On the STFC website you said “Nobody has looked at Mars at this type of resolution before. It is very difficult to predict what we might find, but if you wanted to look for signs of the earliest forms of past or present life we will be the first to look closely enough.” Does that mean you think that even if it doesn’t image wriggling martian beasties, the microscope could actually image micro-fossils or some other type of evidence for past life on Mars?

Again, we have the possibility. Fossils are more likely than extant life – the best conditions for life there were several billion years ago. But even if the microfossils are there to be found, we may not be in the right place. On Earth the abundance of microfossils varies enormously - there is no guarantee of imaging them on a planet we know is teeming with life.
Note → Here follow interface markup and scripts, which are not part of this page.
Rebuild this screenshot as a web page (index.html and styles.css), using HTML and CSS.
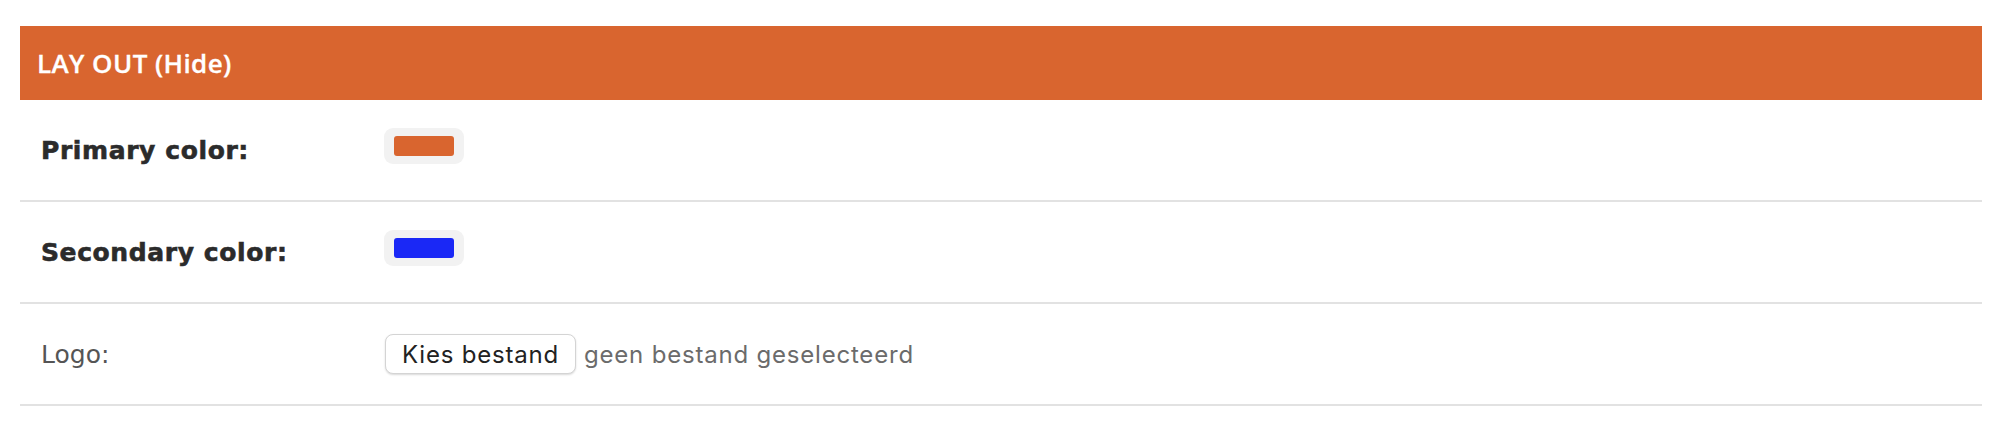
FILE: index.html
```html
<!DOCTYPE html>
<html>
  <head>
    <meta charset="UTF-8">
    <title>Lay out</title>
    <link rel="stylesheet" href="styles.css">
  </head>
  <body>

    <div class="panel">

      <div class="panel-header">LAY OUT (Hide)</div>

      <div class="setting">
        <div class="setting-label strong">Primary color:</div>
        <div class="setting-value">
          <span class="swatch"><span class="swatch-fill primary"></span></span>
        </div>
      </div>

      <div class="setting">
        <div class="setting-label strong">Secondary color:</div>
        <div class="setting-value">
          <span class="swatch"><span class="swatch-fill secondary"></span></span>
        </div>
      </div>

      <div class="setting">
        <div class="setting-label">Logo:</div>
        <div class="setting-value">
          <button class="file-button">Kies bestand</button>
          <span class="file-name">geen bestand geselecteerd</span>
        </div>
      </div>

    </div>

  </body>
</html>
```

FILE: styles.css
```css
body {
  margin: 0;
  background: #fff;
  font-family: "DejaVu Sans", sans-serif;
}

.panel {
  padding: 26px 26px 0 20px;
}

.panel-header {
  height: 74px;
  display: flex;
  align-items: center;
  padding-left: 17px;
  background-color: #d9652f;
  color: #fff;
  font-family: "Open Sans", sans-serif;
  font-size: 26px;
  font-weight: 600;
  letter-spacing: 0.4px;
  -webkit-text-stroke: 0.3px #fff;
}

.setting {
  display: flex;
  align-items: center;
  height: 100px;
  border-bottom: 2px solid #e2e2e2;
}

.setting-label {
  width: 343px;
  padding-left: 21px;
  font-size: 25px;
  color: #555;
}

.setting-label.strong {
  font-weight: 700;
  letter-spacing: 0.6px;
  color: #2b2b2b;
  -webkit-text-stroke: 0.6px #2b2b2b;
}

.setting-value {
  display: flex;
  align-items: center;
}

.swatch {
  display: flex;
  align-items: center;
  justify-content: center;
  width: 80px;
  height: 36px;
  margin-bottom: 9px;
  border-radius: 9px;
  background-color: #f2f2f2;
}

.swatch-fill {
  width: 60px;
  height: 20px;
  border-radius: 3px;
}

.swatch-fill.primary {
  background-color: #d9652f;
}

.swatch-fill.secondary {
  background-color: #1a28f6;
}

.file-button {
  height: 40px;
  margin-left: 1px;
  padding: 0 16px;
  border: 1px solid #d4d4d4;
  border-radius: 8px;
  background: #fff;
  box-shadow: 0 1px 2px rgba(0, 0, 0, 0.15);
  font-family: Inter, "Liberation Sans", sans-serif;
  font-size: 24px;
  letter-spacing: 0.8px;
  color: #222;
}

.file-name {
  margin-left: 8px;
  font-family: Inter, "Liberation Sans", sans-serif;
  font-size: 24px;
  letter-spacing: 0.8px;
  color: #6b6b6b;
}
```
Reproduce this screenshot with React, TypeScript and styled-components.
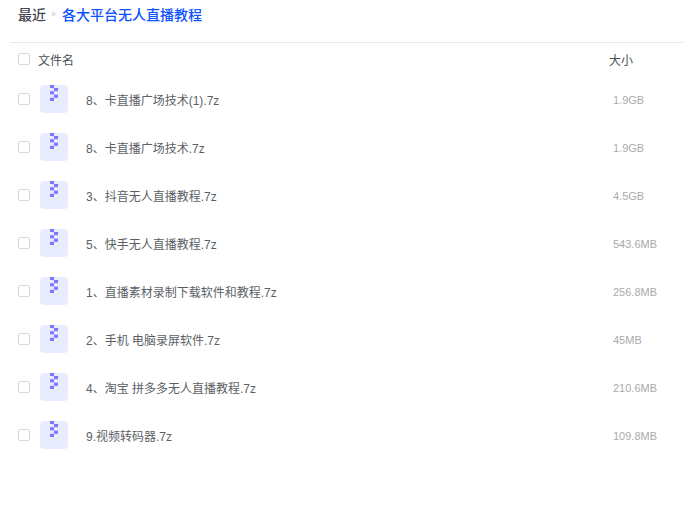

And finally, with just a few days (!!!) left to go until Landing Day, what’s the mood like in the Phoenix team? Is everyone quietly confident, now all the simulations and exercises have been completed, or is everyone a nervous wreck – like we are out here watching from the sidelines!

We’ve been so busy there really hasn’t been time to worry until now. On Friday we packed up the copy of the microscope station we have at Imperial to test out our operations scenarios – we’ll be using it in Tucson to support mission operations – so now we finally have a chance to feel anxious. I still have my day job, though – teaching undergraduates at Imperial. Perhaps the 150 exam scripts I have to mark before Friday will at least help keep the anxiety at bay.

1 comments:

EEE student said...

Good luck to Dr. Pike and I hope that he has a good landing. If he doesn't I think I know what grade I will be getting for my Materials paper! (He's my lecturer). Thanks for the interview.